Wolff, como colaborador de The New Yorker debe saberlo. Esta publicación, durante su época fundacional, prohibía que sus ficciones tuvieran como protagonistas a periodistas y escritores en lugar de gente común. Vieja escuela desafía la máxima y la pone en tela de juicio. Porque entre los méritos de Vieja escuela, más allá de su interés “literario”, debe considerarse que estamos ante un relato que sí, es cierto, tiene a un escritor como protagonista, pero también podría tratarse de cualquier otro artesano, cualquier otro gremio el suyo. Atención: esta no es una nueva pretenciosa “novela de escritores” sino un ejercicio elaborado de sencillez narrativa. Un escritor se hace a los tropiezos y el suyo es un trabajo. Un escritor no es más grande que los paisajes simples de Frost o los perdedores de Hemingway. Wolff lo dice de esta manera: “Para un escritor no existe algo así como una vida ejemplar. No se puede hacer ningún relato verídico de cómo o por qué uno se convirtió en escritor, ni existe ningún momento del que se pueda decir: Es entonces cuando me convertí en escritor. Las piezas encajan más adelante, con mayor o menor sinceridad”.

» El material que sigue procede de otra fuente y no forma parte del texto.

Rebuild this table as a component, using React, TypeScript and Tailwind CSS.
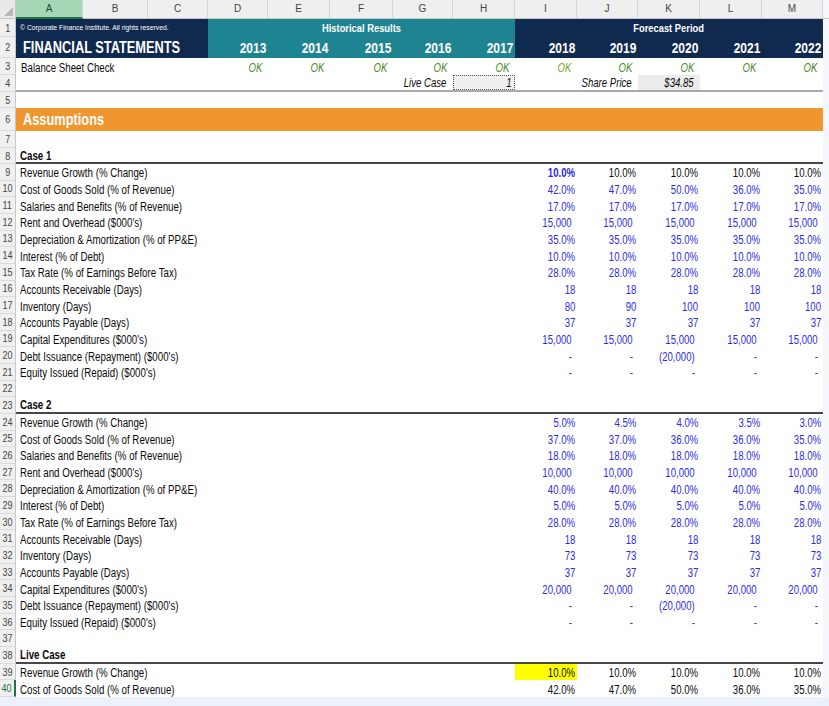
import React from "react";

const COLS =
  "grid grid-cols-[16px_67px_65px_60px_60px_62px_63px_60px_62px_62px_61px_62px_62px_61px_6px]";

const FONT = { fontFamily: '"Liberation Sans", Arial, sans-serif' };

type V = { t: string; k: "p" | "a" };

const p = (t: string): V => ({ t, k: "p" });
const a = (t: string): V => ({ t, k: "a" });
const rep = (v: V): V[] => [v, v, v, v, v];

type DataRow = { n: number; label: string; vals: V[]; blue: boolean; first?: "boldblue" | "yellow" };

const case1: DataRow[] = [
  { n: 9, label: "Revenue Growth (% Change)", vals: rep(p("10.0%")), blue: false, first: "boldblue" },
  { n: 10, label: "Cost of Goods Sold (% of Revenue)", vals: ["42.0%", "47.0%", "50.0%", "36.0%", "35.0%"].map(p), blue: true },
  { n: 11, label: "Salaries and Benefits (% of Revenue)", vals: rep(p("17.0%")), blue: true },
  { n: 12, label: "Rent and Overhead ($000's)", vals: rep(a("15,000")), blue: true },
  { n: 13, label: "Depreciation & Amortization (% of PP&E)", vals: rep(p("35.0%")), blue: true },
  { n: 14, label: "Interest (% of Debt)", vals: rep(p("10.0%")), blue: true },
  { n: 15, label: "Tax Rate (% of Earnings Before Tax)", vals: rep(p("28.0%")), blue: true },
  { n: 16, label: "Accounts Receivable (Days)", vals: rep(p("18")), blue: true },
  { n: 17, label: "Inventory (Days)", vals: ["80", "90", "100", "100", "100"].map(p), blue: true },
  { n: 18, label: "Accounts Payable (Days)", vals: rep(p("37")), blue: true },
  { n: 19, label: "Capital Expenditures ($000's)", vals: rep(a("15,000")), blue: true },
  { n: 20, label: "Debt Issuance (Repayment) ($000's)", vals: ["-", "-", "(20,000)", "-", "-"].map(a), blue: true },
  { n: 21, label: "Equity Issued (Repaid) ($000's)", vals: rep(a("-")), blue: true },
];

const case2: DataRow[] = [
  { n: 24, label: "Revenue Growth (% Change)", vals: ["5.0%", "4.5%", "4.0%", "3.5%", "3.0%"].map(p), blue: true },
  { n: 25, label: "Cost of Goods Sold (% of Revenue)", vals: ["37.0%", "37.0%", "36.0%", "36.0%", "35.0%"].map(p), blue: true },
  { n: 26, label: "Salaries and Benefits (% of Revenue)", vals: rep(p("18.0%")), blue: true },
  { n: 27, label: "Rent and Overhead ($000's)", vals: rep(a("10,000")), blue: true },
  { n: 28, label: "Depreciation & Amortization (% of PP&E)", vals: rep(p("40.0%")), blue: true },
  { n: 29, label: "Interest (% of Debt)", vals: rep(p("5.0%")), blue: true },
  { n: 30, label: "Tax Rate (% of Earnings Before Tax)", vals: rep(p("28.0%")), blue: true },
  { n: 31, label: "Accounts Receivable (Days)", vals: rep(p("18")), blue: true },
  { n: 32, label: "Inventory (Days)", vals: rep(p("73")), blue: true },
  { n: 33, label: "Accounts Payable (Days)", vals: rep(p("37")), blue: true },
  { n: 34, label: "Capital Expenditures ($000's)", vals: rep(a("20,000")), blue: true },
  { n: 35, label: "Debt Issuance (Repayment) ($000's)", vals: ["-", "-", "(20,000)", "-", "-"].map(a), blue: true },
  { n: 36, label: "Equity Issued (Repaid) ($000's)", vals: rep(a("-")), blue: true },
];

const live: DataRow[] = [
  { n: 39, label: "Revenue Growth (% Change)", vals: rep(p("10.0%")), blue: false, first: "yellow" },
  { n: 40, label: "Cost of Goods Sold (% of Revenue)", vals: ["42.0%", "47.0%", "50.0%", "36.0%", "35.0%"].map(p), blue: false },
];

/* narrow text helpers (Arial Narrow look) */
function L({ children }: { children: React.ReactNode }) {
  return <span className="inline-block whitespace-nowrap origin-left scale-x-[0.81]">{children}</span>;
}
function R({ children }: { children: React.ReactNode }) {
  return <span className="inline-block whitespace-nowrap origin-right scale-x-[0.8]">{children}</span>;
}
function C({ children }: { children: React.ReactNode }) {
  return <span className="inline-block whitespace-nowrap origin-center scale-x-[0.85]">{children}</span>;
}

function RowNum({ n, green }: { n: number; green?: boolean }) {
  return (
    <div
      className={
        "flex items-center justify-center pt-[2px] bg-[#f0f0f0] border-b border-b-[#dadada] text-[10px] leading-none " +
        (green ? "text-[#217346] border-r-2 border-r-[#217346]" : "text-[#444] border-r border-r-[#c6c6c6]")
      }
    >
      <span className="inline-block scale-x-[0.9]">{n}</span>
    </div>
  );
}

function Strip() {
  return <div className="bg-[#f4f6f9]" />;
}

function Data({ r }: { r: DataRow }) {
  return (
    <div className={`${COLS} h-[16.67px]`}>
      <RowNum n={r.n} green={r.n === 40} />
      <div className="col-span-8 flex items-center pt-[2px] pl-[4px] text-[12px] leading-none text-[#0a0a0a]">
        <L>{r.label}</L>
      </div>
      {r.vals.map((v, i) => {
        let cls = "flex items-center justify-end pt-[2px] text-[12px] leading-none ";
        cls += v.k === "a" ? "pr-[5px] " : "pr-[2px] ";
        if (i === 0 && r.first === "boldblue") cls += "font-bold text-[#2c2ce8] ";
        else if (r.blue) cls += "text-[#2c2ce8] ";
        else cls += "text-[#0a0a0a] ";
        if (i === 0 && r.first === "yellow") cls += "bg-[#ffff00] ";
        return (
          <div key={i} className={cls}>
            <R>{v.t}</R>
          </div>
        );
      })}
      <Strip />
    </div>
  );
}

function Blank({ n, h }: { n: number; h: string }) {
  return (
    <div className={`${COLS} ${h}`}>
      <RowNum n={n} />
      <div className="col-span-13" />
      <Strip />
    </div>
  );
}

function CaseHeader({ n, title, h }: { n: number; title: string; h: string }) {
  return (
    <div className={`${COLS} ${h}`}>
      <RowNum n={n} />
      <div className="col-span-13 flex items-center pt-[1px] pl-[4px] text-[12px] leading-none font-bold text-[#0a0a0a] border-b-2 border-b-[#474747]">
        <L>{title}</L>
      </div>
      <Strip />
    </div>
  );
}

const letters = ["A", "B", "C", "D", "E", "F", "G", "H", "I", "J", "K", "L", "M"];
const years1 = ["2013", "2014", "2015", "2016", "2017"];
const years2 = ["2018", "2019", "2020", "2021", "2022"];

export default function App() {
  return (
    <div className="w-[829px] h-[706px] bg-white overflow-hidden relative" style={FONT}>
      {/* column header */}
      <div className={`${COLS} h-[19px]`}>
        <div className="relative bg-[#e9e9e9] border-r border-r-[#c6c6c6] border-b border-b-[#c6c6c6]">
          <svg className="absolute right-[2px] bottom-[2px]" width="9" height="9" viewBox="0 0 9 9">
            <polygon points="9,0 9,9 0,9" fill="#b9b9b9" />
          </svg>
        </div>
        {letters.map((l, i) => (
          <div
            key={l}
            className={
              "flex items-center justify-center text-[10px] leading-none border-r border-r-[#d4d4d4] " +
              (i === 0
                ? "bg-[#a6d8b8] text-[#1c4a2c] border-b-2 border-b-[#217346]"
                : "bg-[#efefef] text-[#444] border-b border-b-[#c6c6c6]")
            }
          >
            {l}
          </div>
        ))}
        <div className="bg-[#f4f6f9] border-b border-b-[#c6c6c6]" />
      </div>

      {/* row 1 */}
      <div className={`${COLS} h-[18px]`}>
        <RowNum n={1} />
        <div className="col-span-3 bg-[#10294f] flex items-center pl-[4px] text-[8px] leading-none text-white">
          <span className="inline-block whitespace-nowrap origin-left scale-x-[0.85]">
            © Corporate Finance Institute. All rights reserved.
          </span>
        </div>
        <div className="col-span-5 bg-[#1f8491] flex items-center justify-center text-[11px] font-bold leading-none text-white">
          <C>Historical Results</C>
        </div>
        <div className="col-span-5 bg-[#10294f] flex items-center justify-center text-[11px] font-bold leading-none text-white">
          <C>Forecast Period</C>
        </div>
        <Strip />
      </div>

      {/* row 2 */}
      <div className={`${COLS} h-[21px]`}>
        <RowNum n={2} />
        <div className="col-span-3 bg-[#10294f] flex items-center pl-[7px] text-[16px] font-bold leading-none text-white">
          <span className="inline-block whitespace-nowrap origin-left scale-x-[0.8]">FINANCIAL STATEMENTS</span>
        </div>
        {years1.map((y) => (
          <div key={y} className="bg-[#1f8491] flex items-center justify-end pr-[2px] text-[15px] font-bold leading-none text-white">
            <span className="inline-block origin-right scale-x-[0.8]">{y}</span>
          </div>
        ))}
        {years2.map((y) => (
          <div key={y} className="bg-[#10294f] flex items-center justify-end pr-[2px] text-[15px] font-bold leading-none text-white">
            <span className="inline-block origin-right scale-x-[0.8]">{y}</span>
          </div>
        ))}
        <Strip />
      </div>

      {/* row 3 */}
      <div className={`${COLS} h-[17px]`}>
        <RowNum n={3} />
        <div className="col-span-3 flex items-center pt-[2px] pl-[5px] text-[12px] leading-none text-[#0a0a0a]">
          <L>Balance Sheet Check</L>
        </div>
        {[...years1, ...years2].map((y, i) => (
          <div
            key={y}
            className={
              "flex items-center justify-end pt-[2px] pr-[6px] text-[12px] italic leading-none " +
              (i === 5 ? "text-[#83a02a]" : "text-[#3f8a22]")
            }
          >
            <R>OK</R>
          </div>
        ))}
        <Strip />
      </div>

      {/* row 4 */}
      <div className={`${COLS} h-[17px]`}>
        <RowNum n={4} />
        <div className="col-span-13 grid grid-cols-[67px_65px_60px_60px_62px_63px_60px_62px_62px_61px_62px_62px_61px] border-b-2 border-b-[#a9a9a9]">
          <div className="col-span-7 flex items-center justify-end pt-[1px] pr-[7px] text-[12px] italic leading-none text-[#0a0a0a]">
            <R>Live Case</R>
          </div>
          <div className="bg-[#efefef] border border-dotted border-[#555] flex items-center justify-end pt-[1px] pr-[2px] text-[12px] italic leading-none text-[#0a0a0a]">
            <R>1</R>
          </div>
          <div />
          <div className="flex items-center justify-end pt-[1px] pr-[6px] text-[12px] italic leading-none text-[#0a0a0a]">
            <R>Share Price</R>
          </div>
          <div className="bg-[#ececec] flex items-center justify-end pt-[1px] pr-[6px] text-[12px] italic leading-none text-[#0a0a0a]">
            <R>$34.85</R>
          </div>
          <div />
        </div>
        <Strip />
      </div>

      <Blank n={5} h="h-[16px]" />

      {/* row 6 */}
      <div className={`${COLS} h-[23px]`}>
        <RowNum n={6} />
        <div className="col-span-13 bg-[#ef962f] flex items-center pl-[7px] text-[16px] font-bold leading-none text-white">
          <span className="inline-block whitespace-nowrap origin-left scale-x-[0.8]">Assumptions</span>
        </div>
        <Strip />
      </div>

      <Blank n={7} h="h-[17px]" />
      <CaseHeader n={8} title="Case 1" h="h-[16px]" />
      {case1.map((r) => (
        <Data key={r.n} r={r} />
      ))}
      <Blank n={22} h="h-[16.67px]" />
      <CaseHeader n={23} title="Case 2" h="h-[16.67px]" />
      {case2.map((r) => (
        <Data key={r.n} r={r} />
      ))}
      <Blank n={37} h="h-[16.67px]" />
      <CaseHeader n={38} title="Live Case" h="h-[16.67px]" />
      {live.map((r) => (
        <Data key={r.n} r={r} />
      ))}
      <div className="h-[20px] bg-[#eaf1fa]" />
    </div>
  );
}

Este Wolff ya no es compañero de infortunios y parrandas de Carver. La crispación de ese pasado, cuando los tres amigos fueron épica pura, se ha sosegado. Como Frost, como Hemingway, la aspiración del Wolff actual es otra: el clasicismo. Después de todo, no está nada mal sino todo lo contrario, porque volviendo a lo que Revol apuntaba sobre Frost: “Son los tímidos rebeldes de vanguardia quienes siguen las convenciones realmente rígidas y fatigosas”.